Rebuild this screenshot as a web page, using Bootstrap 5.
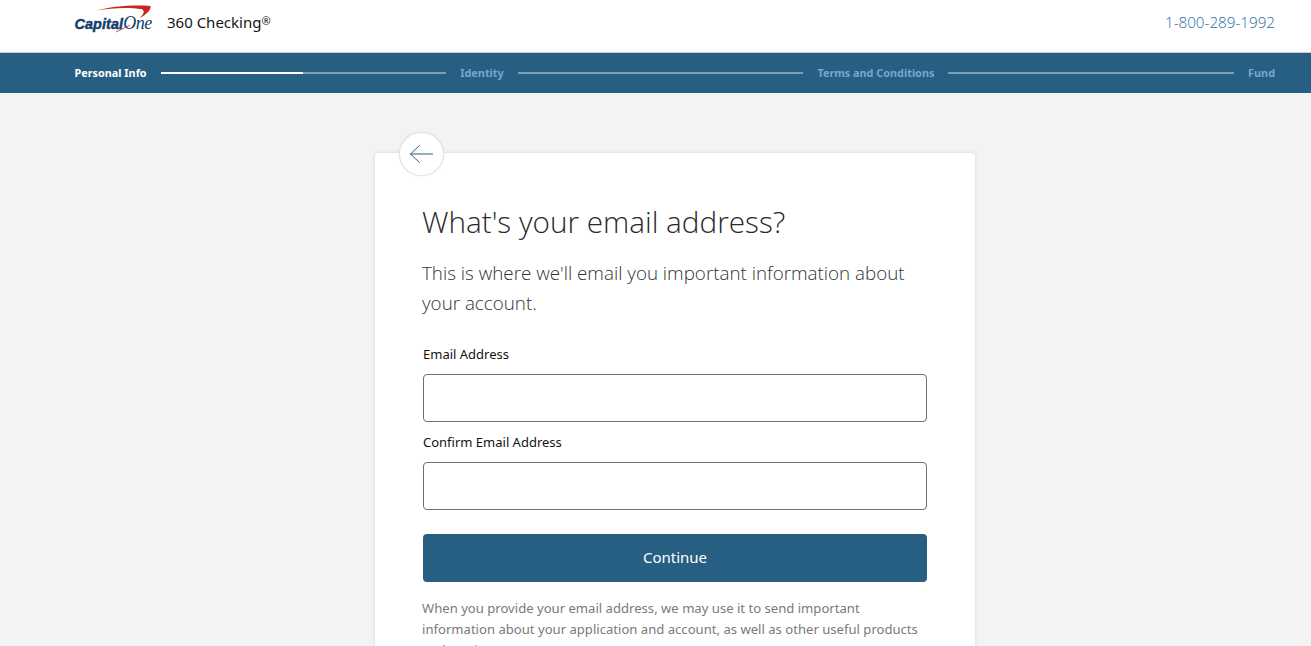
<!DOCTYPE html>
<html lang="en">
<head>
    <meta charset="UTF-8">
    <meta name="viewport" content="width=device-width, initial-scale=1.0">
    <title>360 Checking</title>
    <link rel="stylesheet" href="https://cdn.jsdelivr.net/npm/bootstrap@5.3.0/dist/css/bootstrap.min.css">
    <style>
        html, body { height: 646px; overflow: hidden; }
        body { background: #f3f3f3; font-family: "Noto Sans", "Open Sans", sans-serif; color: #141414; }
        .top-head { height: 53px; background: #fff; border-bottom: 1px solid #c9c9c9; padding: 0 36px 0 74.5px; }
        .logo-box { position: relative; width: 80.5px; height: 36px; margin-top: -8px; }
        .logo-box svg { position: absolute; left: 0; top: 0; }
        .logo-word { position: absolute; left: 0; top: 11px; font-family: "Liberation Sans", sans-serif; font-style: italic; line-height: 16px; color: #11406d; white-space: nowrap; }
        .logo-word b { font-weight: 700; font-size: 14.4px; letter-spacing: .1px; -webkit-text-stroke: .45px #11406d; }
        .logo-word i { font-family: "Liberation Serif", serif; font-size: 18px; letter-spacing: -.5px; }
        .prod-name { font-size: 15px; margin-left: 12px; margin-top: -7px; }
        .prod-name sup { font-size: 11px; top: -.3em; }
        .phone-link { font-family: "Open Sans", sans-serif; font-weight: 300; font-size: 15.2px; color: #2a6a9c; text-decoration: none; margin-top: -7px; }
        .step-bar { height: 40px; background: #265f82; padding: 0 36px 0 74.5px; font-size: 10.85px; font-weight: 700; color: #7ba5cc; gap: 14px; }
        .step-bar .now { color: #fff; }
        .step-line { flex: 1 1 0; height: 2px; background: #7d9fb4; }
        .step-line span { display: block; width: 50%; height: 2px; background: #fff; }
        .form-box { position: relative; width: 600px; margin: 60px 0 0 375px; padding: 48px 48px 40px; background: #fff; border-radius: 4px; box-shadow: 0 0 4px rgba(0,0,0,.12); }
        .back-btn { position: absolute; left: 24px; top: -21px; width: 45px; height: 44px; padding: 0; border-radius: 50%; background: #fff; border: 1px solid #e3e3e3; box-shadow: 0 0 2px rgba(0,0,0,.1); }
        .form-box h1 { font-family: "Open Sans", sans-serif; font-weight: 300; font-size: 29.7px; line-height: 42px; margin: 0 0 15px -1px; color: #2a2a2a; }
        .sub-copy { font-family: "Open Sans", sans-serif; font-weight: 300; font-size: 18.8px; line-height: 30px; margin: 0 0 26px -1px; color: #333; }
        .form-box .form-label { font-size: 13px; line-height: 20px; margin-bottom: 10px; display: block; }
        .form-box .form-control { height: 48px; border: 1px solid #707070; border-radius: 4px; margin-bottom: 10px; }
        .go-btn { display: block; width: 100%; height: 48px; margin-top: 24px; padding: 0 0 2px; background: #265f82; color: #fff; border: 0; border-radius: 4px; font-size: 15px; }
        .fine-copy { font-size: 13.1px; line-height: 21px; color: #7a7a7a; margin: 16px 0 0 -1px; }
    </style>
</head>
<body>
    <!-- Header -->
    <div class="top-head d-flex align-items-center">
        <div class="logo-box">
            <svg width="80" height="36" viewBox="0 0 80 36">
                <path d="M21 6.5 C36 2.5 58 0.5 75.5 2 C76.5 5.5 72 10 65 14 C69 9.5 70 7 67 5.3 C54 3.2 36 4 21 6.5 Z" fill="#c8261f"/>
                <path d="M41 28 L55 21" stroke="#c8261f" stroke-width=".8"/>
            </svg>
            <div class="logo-word"><b>Capital</b><i>One</i></div>
        </div>
        <div class="prod-name">360 Checking<sup>®</sup></div>
        <a class="phone-link ms-auto" href="#">1-800-289-1992</a>
    </div>

    <!-- Steps -->
    <div class="step-bar d-flex align-items-center">
        <span class="now">Personal Info</span>
        <div class="step-line"><span></span></div>
        <span>Identity</span>
        <div class="step-line"></div>
        <span>Terms and Conditions</span>
        <div class="step-line"></div>
        <span>Fund</span>
    </div>

    <!-- Form -->
    <div class="form-box">
        <button class="back-btn d-flex align-items-center justify-content-center" type="button" aria-label="Back">
            <svg width="26" height="20" viewBox="0 0 26 20" fill="none" stroke="#26608a" stroke-width="1">
                <path d="M1 10 H24 M10.5 1.5 L1.5 10 L10.5 18.5"/>
            </svg>
        </button>
        <h1>What's your email address?</h1>
        <p class="sub-copy">This is where we'll email you important information about your account.</p>
        <form onsubmit="event.preventDefault()">
            <label class="form-label" for="email1">Email Address</label>
            <input class="form-control" id="email1" type="email">
            <label class="form-label" for="email2">Confirm Email Address</label>
            <input class="form-control" id="email2" type="email">
            <button class="go-btn" type="submit">Continue</button>
        </form>
        <p class="fine-copy">When you provide your email address, we may use it to send important information about your application and account, as well as other useful products and services.</p>
    </div>
    <script src="https://cdn.jsdelivr.net/npm/bootstrap@5.3.0/dist/js/bootstrap.bundle.min.js"></script>
</body>
</html>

-=-=-

PROBLEM TO SOLVE: Leave out the pictures and reproduce the rest of the listing exactly.

OUTPUT FOR THIS TASK:
Rebuild this screenshot as a web page, using Bootstrap 5.
<!DOCTYPE html>
<html lang="en">
<head>
    <meta charset="UTF-8">
    <meta name="viewport" content="width=device-width, initial-scale=1.0">
    <title>360 Checking</title>
    <link rel="stylesheet" href="https://cdn.jsdelivr.net/npm/bootstrap@5.3.0/dist/css/bootstrap.min.css">
    <style>
        html, body { height: 646px; overflow: hidden; }
        body { background: #f3f3f3; font-family: "Noto Sans", "Open Sans", sans-serif; color: #141414; }
        .top-head { height: 53px; background: #fff; border-bottom: 1px solid #c9c9c9; padding: 0 36px 0 74.5px; }
        .logo-box { position: relative; width: 80.5px; height: 36px; margin-top: -8px; }
        .logo-box svg { position: absolute; left: 0; top: 0; }
        .logo-word { position: absolute; left: 0; top: 11px; font-family: "Liberation Sans", sans-serif; font-style: italic; line-height: 16px; color: #11406d; white-space: nowrap; }
        .logo-word b { font-weight: 700; font-size: 14.4px; letter-spacing: .1px; -webkit-text-stroke: .45px #11406d; }
        .logo-word i { font-family: "Liberation Serif", serif; font-size: 18px; letter-spacing: -.5px; }
        .prod-name { font-size: 15px; margin-left: 12px; margin-top: -7px; }
        .prod-name sup { font-size: 11px; top: -.3em; }
        .phone-link { font-family: "Open Sans", sans-serif; font-weight: 300; font-size: 15.2px; color: #2a6a9c; text-decoration: none; margin-top: -7px; }
        .step-bar { height: 40px; background: #265f82; padding: 0 36px 0 74.5px; font-size: 10.85px; font-weight: 700; color: #7ba5cc; gap: 14px; }
        .step-bar .now { color: #fff; }
        .step-line { flex: 1 1 0; height: 2px; background: #7d9fb4; }
        .step-line span { display: block; width: 50%; height: 2px; background: #fff; }
        .form-box { position: relative; width: 600px; margin: 60px 0 0 375px; padding: 48px 48px 40px; background: #fff; border-radius: 4px; box-shadow: 0 0 4px rgba(0,0,0,.12); }
        .back-btn { position: absolute; left: 24px; top: -21px; width: 45px; height: 44px; padding: 0; border-radius: 50%; background: #fff; border: 1px solid #e3e3e3; box-shadow: 0 0 2px rgba(0,0,0,.1); }
        .form-box h1 { font-family: "Open Sans", sans-serif; font-weight: 300; font-size: 29.7px; line-height: 42px; margin: 0 0 15px -1px; color: #2a2a2a; }
        .sub-copy { font-family: "Open Sans", sans-serif; font-weight: 300; font-size: 18.8px; line-height: 30px; margin: 0 0 26px -1px; color: #333; }
        .form-box .form-label { font-size: 13px; line-height: 20px; margin-bottom: 10px; display: block; }
        .form-box .form-control { height: 48px; border: 1px solid #707070; border-radius: 4px; margin-bottom: 10px; }
        .go-btn { display: block; width: 100%; height: 48px; margin-top: 24px; padding: 0 0 2px; background: #265f82; color: #fff; border: 0; border-radius: 4px; font-size: 15px; }
        .fine-copy { font-size: 13.1px; line-height: 21px; color: #7a7a7a; margin: 16px 0 0 -1px; }
    </style>
</head>
<body>
    <!-- Header -->
    <div class="top-head d-flex align-items-center">
        <div class="logo-box">
            <svg width="80" height="36" viewBox="0 0 80 36">
                <path d="M21 6.5 C36 2.5 58 0.5 75.5 2 C76.5 5.5 72 10 65 14 C69 9.5 70 7 67 5.3 C54 3.2 36 4 21 6.5 Z" fill="#c8261f"/>
                <path d="M41 28 L55 21" stroke="#c8261f" stroke-width=".8"/>
            </svg>
            <div class="logo-word"><b>Capital</b><i>One</i></div>
        </div>
        <div class="prod-name">360 Checking<sup>®</sup></div>
        <a class="phone-link ms-auto" href="#">1-800-289-1992</a>
    </div>

    <!-- Steps -->
    <div class="step-bar d-flex align-items-center">
        <span class="now">Personal Info</span>
        <div class="step-line"><span></span></div>
        <span>Identity</span>
        <div class="step-line"></div>
        <span>Terms and Conditions</span>
        <div class="step-line"></div>
        <span>Fund</span>
    </div>

    <!-- Form -->
    <div class="form-box">
        <button class="back-btn d-flex align-items-center justify-content-center" type="button" aria-label="Back">
            <svg width="26" height="20" viewBox="0 0 26 20" fill="none" stroke="#26608a" stroke-width="1">
                <path d="M1 10 H24 M10.5 1.5 L1.5 10 L10.5 18.5"/>
            </svg>
        </button>
        <h1>What's your email address?</h1>
        <p class="sub-copy">This is where we'll email you important information about your account.</p>
        <form onsubmit="event.preventDefault()">
            <label class="form-label" for="email1">Email Address</label>
            <input class="form-control" id="email1" type="email">
            <label class="form-label" for="email2">Confirm Email Address</label>
            <input class="form-control" id="email2" type="email">
            <button class="go-btn" type="submit">Continue</button>
        </form>
        <p class="fine-copy">When you provide your email address, we may use it to send important information about your application and account, as well as other useful products and services.</p>
    </div>
    <script src="https://cdn.jsdelivr.net/npm/bootstrap@5.3.0/dist/js/bootstrap.bundle.min.js"></script>
</body>
</html>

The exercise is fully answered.